Composé notamment d’un autre ancien Premier ministre, Matteo Renzi, cet invité surprise des élections veut s’imposer comme le « troisième pôle » de la politique italienne et pourrait grappiller de précieuses voix à la coalition de centre-gauche.
Une troisième place contestée au Mouvement 5 Etoiles, en chute libre en raison d’une crise interne et d’identité. Dirigée par Giuseppe Conte, la formation a perdu plus de la moitié de ses parlementaires pendant la législature à cause de plusieurs scissions et a rarement dépassé les 15% dans les intentions de vote. Son fondateur Beppe Grillo fait d’ailleurs partie des grands absents de la campagne électorale.

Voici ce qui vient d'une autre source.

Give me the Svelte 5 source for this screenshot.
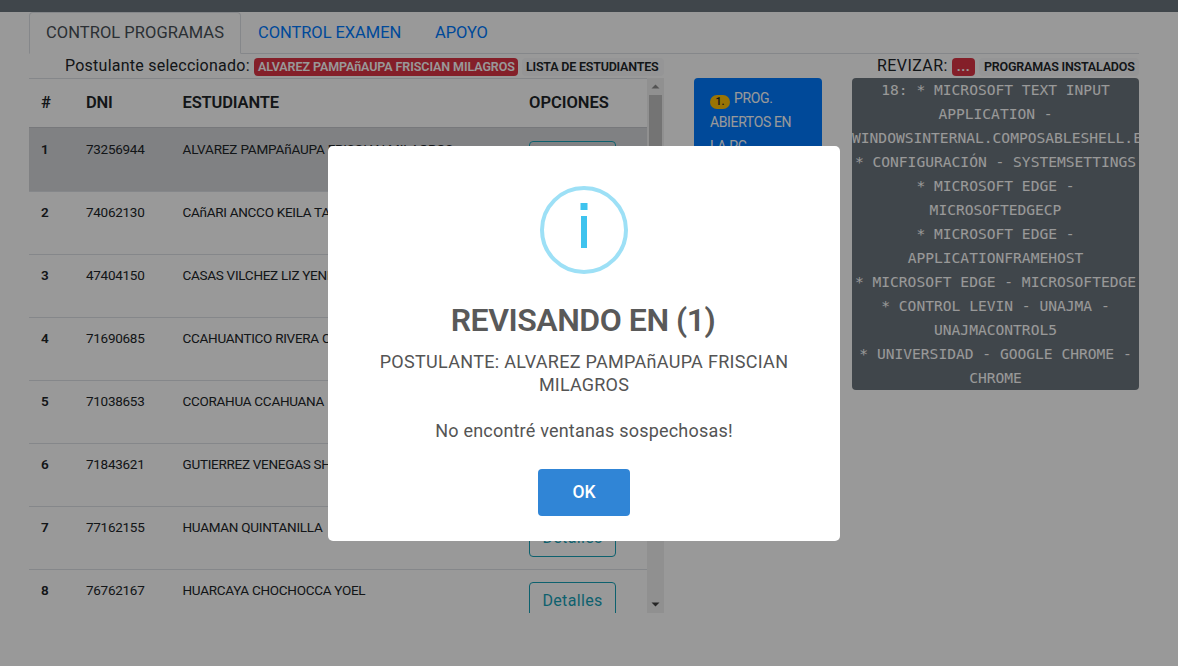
<script>
  const students = [
    ['73256944', 'ALVAREZ PAMPAñAUPA FRISCIAN MILAGROS'],
    ['74062130', 'CAñARI ANCCO KEILA TATIANA'],
    ['47404150', 'CASAS VILCHEZ LIZ YENI'],
    ['71690685', 'CCAHUANTICO RIVERA CARLOS'],
    ['71038653', 'CCORAHUA CCAHUANA'],
    ['71843621', 'GUTIERREZ VENEGAS SHEYLA'],
    ['77162155', 'HUAMAN QUINTANILLA'],
    ['76762167', 'HUARCAYA CHOCHOCCA YOEL']
  ];
  const programs = [
    '18: * MICROSOFT TEXT INPUT', 'APPLICATION -', 'WINDOWSINTERNAL.COMPOSABLESHELL.E',
    '* CONFIGURACIÓN - SYSTEMSETTINGS', '* MICROSOFT EDGE -', 'MICROSOFTEDGECP',
    '* MICROSOFT EDGE -', 'APPLICATIONFRAMEHOST', '* MICROSOFT EDGE - MICROSOFTEDGE',
    '* CONTROL LEVIN - UNAJMA -', 'UNAJMACONTROL5', '* UNIVERSIDAD - GOOGLE CHROME -', 'CHROME'
  ];
</script>

<div class="page">
  <header></header>
  <main>
    <nav>
      <a class="active" href="#programas">CONTROL PROGRAMAS</a>
      <a class="exam" href="#examen">CONTROL EXAMEN</a>
      <a href="#apoyo">APOYO</a>
    </nav>
    <div class="columns">
      <section>
        <div class="caption">
          <span class="who">Postulante seleccionado:</span>
          <b class="badge danger">ALVAREZ PAMPAñAUPA FRISCIAN MILAGROS</b>
          <b class="badge light">LISTA DE ESTUDIANTES</b>
        </div>
        <div class="scroller">
          <div class="rows">
            <div class="row head"><span>#</span><span>DNI</span><span>ESTUDIANTE</span><span class="opt">OPCIONES</span></div>
            {#each students as [dni, name], i}
              <div class="row" class:selected={i === 0}>
                <b>{i + 1}</b><span>{dni}</span><span class="name">{name}</span>
                <span class="action"><button class="details">Detalles</button></span>
              </div>
            {/each}
          </div>
          <div class="track">
            <svg width="17" height="17" viewBox="0 0 17 17"><path d="M4.5 10.5h8l-4-4z" fill="#8b8b8b" /></svg>
            <div class="thumb"></div>
            <svg width="17" height="17" viewBox="0 0 17 17"><path d="M4.5 6.5h8l-4 4z" fill="#404040" /></svg>
          </div>
        </div>
      </section>
      <section class="middle">
        <button class="open"><b class="pill">1.</b> PROG. ABIERTOS EN LA PC</button>
      </section>
      <section>
        <div class="caption">
          <span class="review">REVIZAR:</span>
          <b class="badge danger dots">...</b>
          <b class="badge light installed">PROGRAMAS INSTALADOS</b>
        </div>
        <div class="programs">
          {#each programs as line}<div>{line}</div>{/each}
        </div>
      </section>
    </div>
  </main>
  <div class="backdrop">
    <div class="modal" role="dialog">
      <svg class="icon" width="88" height="88" viewBox="0 0 88 88">
        <circle cx="44" cy="44" r="42" fill="none" stroke="#9de0f6" stroke-width="4" />
        <rect x="40.500" y="17" width="7" height="7" fill="#3fc3ee" />
        <rect x="41" y="30" width="6" height="32" fill="#3fc3ee" />
      </svg>
      <h2>REVISANDO EN (1)</h2>
      <p><span class="wide">POSTULANTE: ALVAREZ PAMPAñAUPA FRISCIAN</span><br />MILAGROS<br /><br />No encontré ventanas sospechosas!</p>
      <button class="ok">OK</button>
    </div>
  </div>
</div>

<style>
  :global(body) { margin: 0; }
  .page, .page * { box-sizing: border-box; }
  .page { height: 666px; overflow: hidden; font: 16px/24px Roboto, sans-serif; color: #212529; background: #fff; }
  header { height: 12px; background: #6c757d; }
  main { width: 1110px; margin-left: 29px; }
  nav { display: flex; height: 42px; border-bottom: 1px solid #dee2e6; font-size: 16.5px; }
  nav a { height: 42px; padding: 9px 17px 7px; color: #007bff; text-decoration: none; letter-spacing: -0.06px; white-space: nowrap; }
  nav .active { width: 212px; padding: 8px 16px 6px; color: #495057; background: #fff; border: 1px solid #dee2e6; border-bottom-color: #fff; border-radius: 4px 4px 0 0; letter-spacing: 0.05px; }
  nav .exam { width: 177px; }
  .columns { display: grid; grid-template-columns: 635px 128px 287px; gap: 30px; }
  .caption { display: flex; height: 24px; justify-content: flex-end; align-items: center; white-space: nowrap; }
  .who { width: 189px; letter-spacing: 0.24px; }
  .badge { height: 18px; margin-top: 2px; padding: 0 4px; border-radius: 4px; font-size: 12.5px; line-height: 17px; font-weight: 600; }
  .danger { width: 264px; color: #fff; background: #dc3545; letter-spacing: -0.08px; }
  .light { width: 142px; margin-left: 4px; background: #f8f9fa; letter-spacing: -0.21px; }
  .review { width: 75px; letter-spacing: 0.42px; }
  .dots { width: 23px; padding: 0; text-align: center; font-size: 14px; letter-spacing: 0.5px; }
  .installed { width: 160px; padding-left: 5px; letter-spacing: -0.2px; }
  .scroller { display: flex; height: 535px; overflow: hidden; }
  .rows { width: 618px; }
  .row { display: grid; grid-template-columns: 45px 96.500px 346.500px 130px; height: 63px; padding-top: 11px; border-top: 1px solid #dee2e6; font-size: 13.5px; line-height: 19px; letter-spacing: -0.28px; }
  .row > * { padding-left: 12px; white-space: nowrap; }
  .row b { font-weight: 600; }
  .head { height: 49px; padding-top: 12px; font-size: 16.5px; line-height: 24px; font-weight: 600; letter-spacing: -0.15px; }
  .opt { letter-spacing: 0; }
  .selected { height: 64px; padding-top: 12px; background: #d6d8db; border-top-color: #c6c9cd; }
  .selected .name { letter-spacing: -0.17px; }
  .action { padding-top: 1px; }
  .details { width: 87px; height: 38px; padding: 0; border: 1px solid #17a2b8; border-radius: 4px; background: none; color: #17a2b8; font: 16px/24px Roboto, sans-serif; letter-spacing: 0.35px; }
  .track { display: flex; flex-direction: column; justify-content: space-between; width: 17px; background: #f1f1f1; }
  .thumb { flex: 1; width: 13px; margin: 0 2px 100px; background: #c1c1c1; }
  .middle { padding-top: 24px; }
  .open { width: 128px; height: 88px; padding: 8px 16px; border: 0; border-radius: 4px; background: #007bff; color: #fff; font: 14px/24px Roboto, sans-serif; letter-spacing: -0.37px; text-align: left; }
  .pill { display: inline-block; width: 20px; height: 14px; margin-right: 1px; border-radius: 7px; background: #ffc107; color: #212529; font-size: 10.5px; line-height: 13px; font-weight: 600; text-align: center; letter-spacing: 0; vertical-align: -1.5px; }
  .programs { height: 312px; overflow: hidden; border-radius: 4px; background: #6c757d; color: #fff; font: 14.6px/24px "DejaVu Sans Mono", monospace; text-align: center; white-space: pre; }
  .backdrop { position: fixed; inset: 0; display: flex; justify-content: center; align-items: center; padding: 21px 0 0; background: rgba(0, 0, 0, 0.4); }
  .modal { display: flex; flex-direction: column; align-items: center; width: 512px; height: 395px; margin: 0 10px 0 0; padding-top: 40px; border-radius: 5px; background: #fff; text-align: center; }
  h2 { margin: 28px 0 0; color: #595959; font-size: 32px; line-height: 36px; font-weight: 600; letter-spacing: -0.47px; white-space: nowrap; padding-right: 2px; }
  p { margin: 12px 0 0; color: #545454; font-size: 18px; line-height: 23px; letter-spacing: 0.2px; white-space: nowrap; }
  .wide { letter-spacing: 0.3px; }
  .ok { width: 92px; height: 47px; margin-top: 27px; padding: 0 0 2px; border: 0; border-radius: 4px; background: #3085d6; color: #fff; font: 500 17.500px Roboto, sans-serif; }
</style>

La grande inconnue du taux de participation pourrait néanmoins démentir les pronostics et rééquilibrer les rapports politiques. Selon les dernières estimations, environ 40% des Italiens avaient l’intention de ne pas se rendre aux urnes ou attendaient les derniers jours de la campagne pour faire leur choix. Potentiellement le premier parti d’Italie.